Black Box BRD, 2001. Реж. Андрес Вейль


Black Box BRD, 2001. Реж. Андрес Вейль


Простите, что я опять про психологию, но, вообще, насколько можно доверять воспоминаниям?

Я могу приблизиться к правде, только если вижу ее во всей ее противоречивости. Когда я разговариваю с человеком, я думаю о том, почему он говорит об одном, а о другом молчит. Что значит его речь, и о чем говорит его безмолвие, хочет ли он предстать в определенном свете, продать мне какую-то версию, обмануть меня или себя. Каждое высказывание проходит многоуровневый анализ. Но это не означает, что в результате анализа я узнаю правду и транслирую ее в своих фильмах. Обычно после фильма число вопросов лишь увеличивается. В этом я вижу смысл своей работы: вдохновить людей на вопросы. Я могу возвращаться к вопросам, которые кому-то кажутся давно решенными. Для меня-то истории, в которые я погружаюсь, чрезвычайно актуальны, непосредственно связаны с текущим моментом.

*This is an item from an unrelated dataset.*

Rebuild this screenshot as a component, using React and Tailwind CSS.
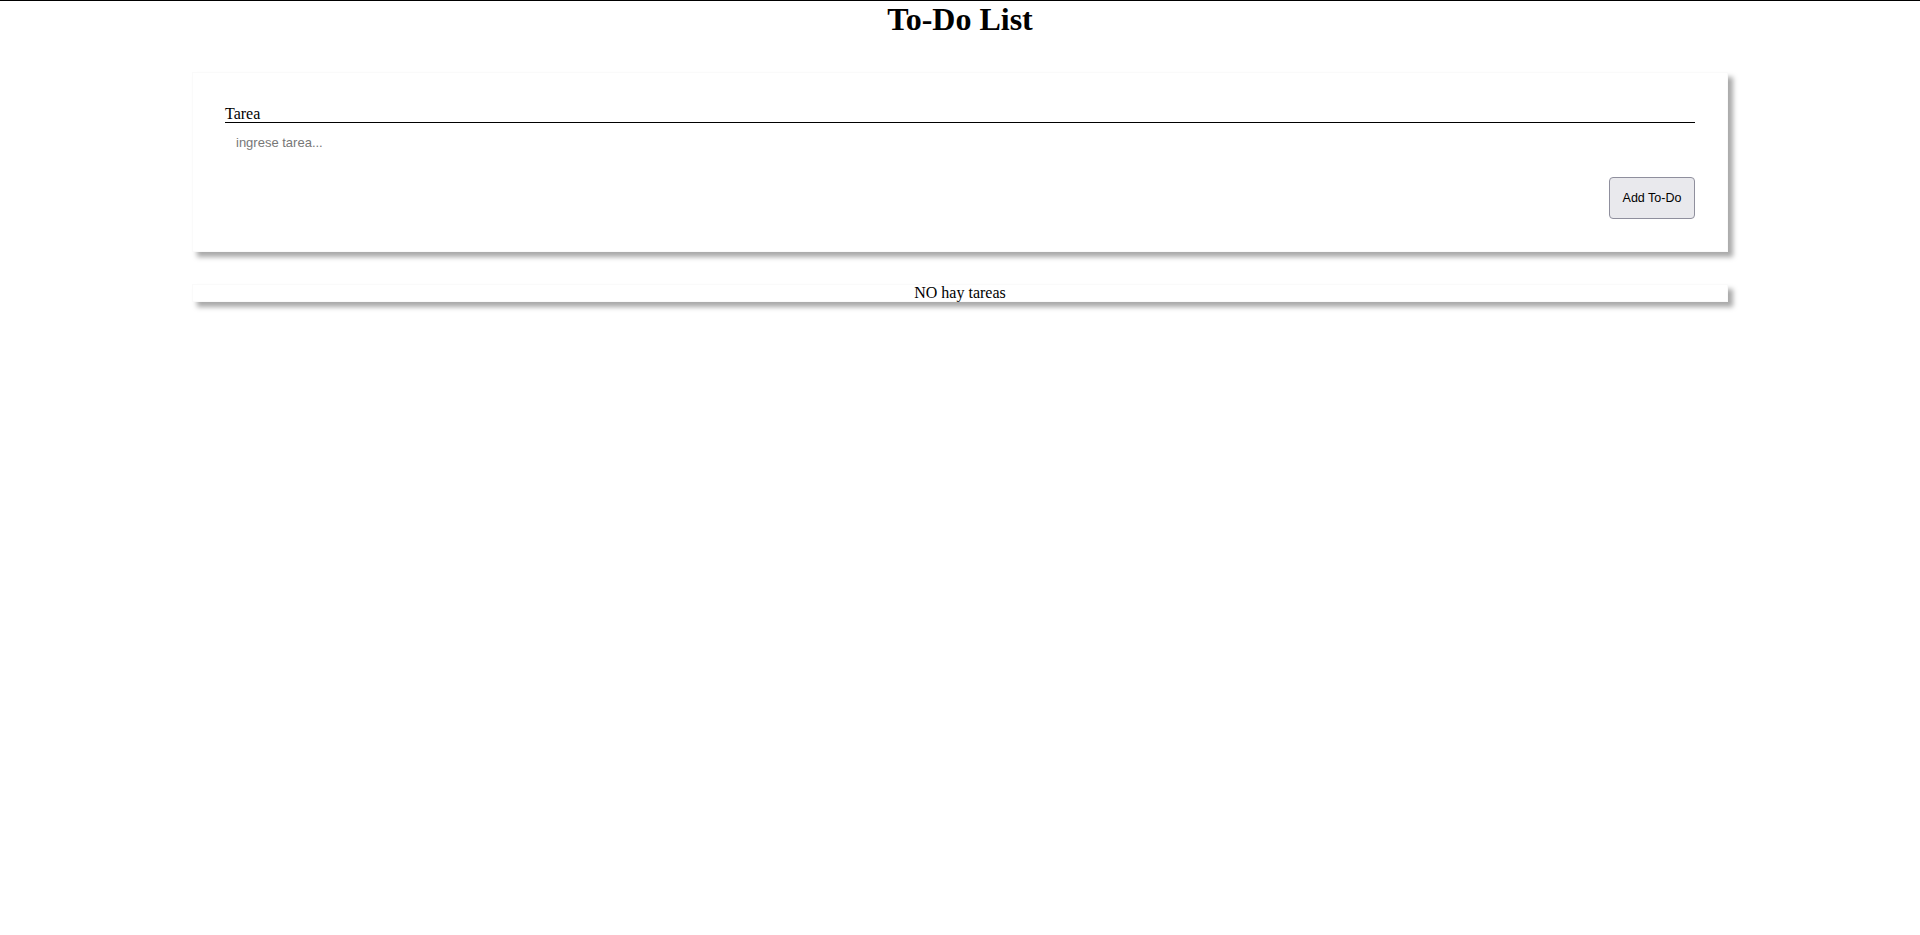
function App() {
  return (
    <div className="min-h-[935px] bg-white border-t border-black font-['Liberation_Serif',serif] text-black">
      <h1 className="m-0 text-center text-[32px] font-bold leading-[37px]">To-Do List</h1>

      <div className="mx-[192px] mt-[34px] p-8 bg-white border border-[#fafafa] shadow-[5px_5px_5px_#a9a9a9]">
        <label className="block text-base leading-[17px] border-b-[1.5px] border-black">Tarea</label>
        <input
          type="text"
          placeholder="ingrese tarea..."
          className="
            block
            w-full
            h-[38px]
            px-[11px]
            text-[13px]
            font-['Liberation_Sans',sans-serif]
            outline-none
            bg-transparent
            placeholder:text-[#777]
          "
        />
        <div className="flex justify-end mt-4">
          <button
            className="
              w-[86px]
              h-[42px]
              bg-[#e9e9ed]
              border
              border-[#8f8f9d]
              rounded-[4px]
              text-[12.5px]
              font-['Liberation_Sans',sans-serif]
            ">
            Add To-Do
          </button>
        </div>
      </div>

      <div className="mx-[192px] mt-[32px] h-[18px] bg-white border border-[#fafafa] shadow-[5px_5px_5px_#a9a9a9] text-center text-base leading-[15px]">
        NO hay tareas
      </div>
    </div>
  );
}

export default App;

Андрес Вейль. Фото Александра Низовского


Мне кажется, что сам принцип выбора историй, то, что вы погружаетесь все глубже в прошлое, (Black Box BRD 2001 года относится к третьей воле RAF, а «Кто, если не мы» 2011 года — к первой), сам по себе является психологическим.

Не буду этого отрицать. Но не стоит слишком увлекаться психологией, нелепо было бы объяснять нацизм тяжелым детством Гитлера. Люди, которые это делают, забывают о том, что и Версальский договор, антисемитизм существовали задолго до прихода нацистов к власти.